If the ANC was really concerned with the working class and the poor, would it really tolerate policies which produce such gigantic unemployment ? Of course not. Nor would it allow the constant devaluation of public education. Nor would there still be pit latrines or schools without proper facilities. This is not the way social democratic governments behave, let alone Communist ones.

The situation is complicated by the fact that the ANC itself is confused about its own trajectory. It has not studied or understood the recent history of Africa. It still lives in a dream world in which, for example, the Zanu-PF elite represent “revolutionary forces” when in fact they are corrupt, anti-democratic and more truly reactionary than the Smith regime was.

Similarly, ANC delegates to its national conferences will dress up in red T-shirts, sing revolutionary songs and indulge in much rhetoric about the poor, the working class and the revolution. Yet they know perfectly well that votes at such conferences are bought and sold, that many of their leaders have well-established reputations for wealth and corruption, that the car park at such conferences is full of extremely expensive cars – and that out there in society are over eleven million unemployed.

The red T-shirts, the songs and the rhetoric are empty rituals, in fact a sort of pantomime.

In practice we are ruled by a tight little racial oligarchy, just as we were under apartheid.
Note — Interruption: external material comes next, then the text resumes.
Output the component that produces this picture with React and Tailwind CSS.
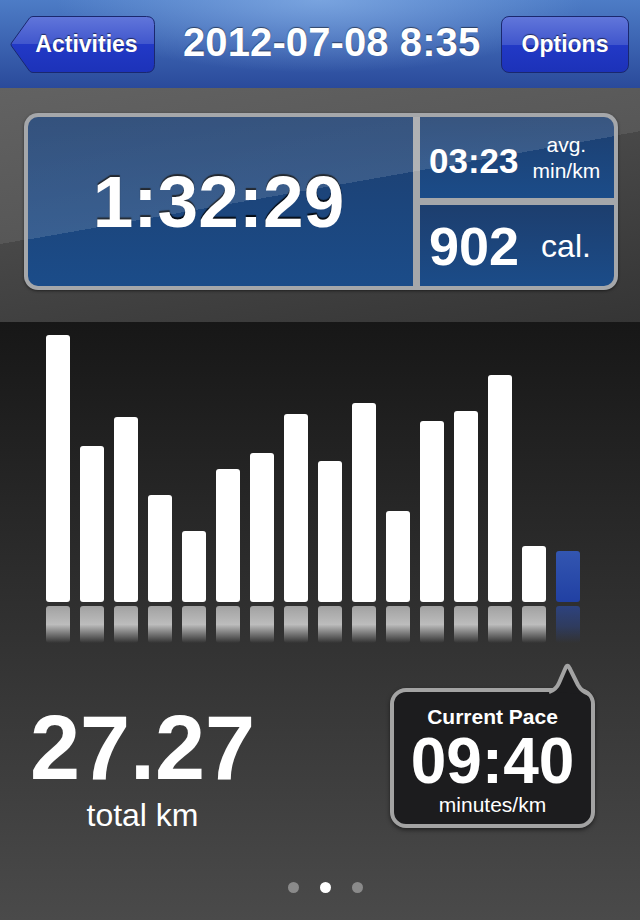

The President is the second richest black man in the country and his brother-in-law is the richest. Jacob Zuma, whatever he may say, is also enormously rich. Ace Magashule, David Mabuza, Blade Nzimande – these are all wealthy men. No wonder there is so little sign of renewal in the ANC leadership: each position is worth its weight in gold.  

We should not be surprised by this. If you read and study the history of apartheid and the history of Africa since independence properly the answers are all there. This is harder than it sounds: there is such a determined mythology surrounding these histories and some of the greatest beneficiaries of the current dispensation actually believe some or even all of that mythology.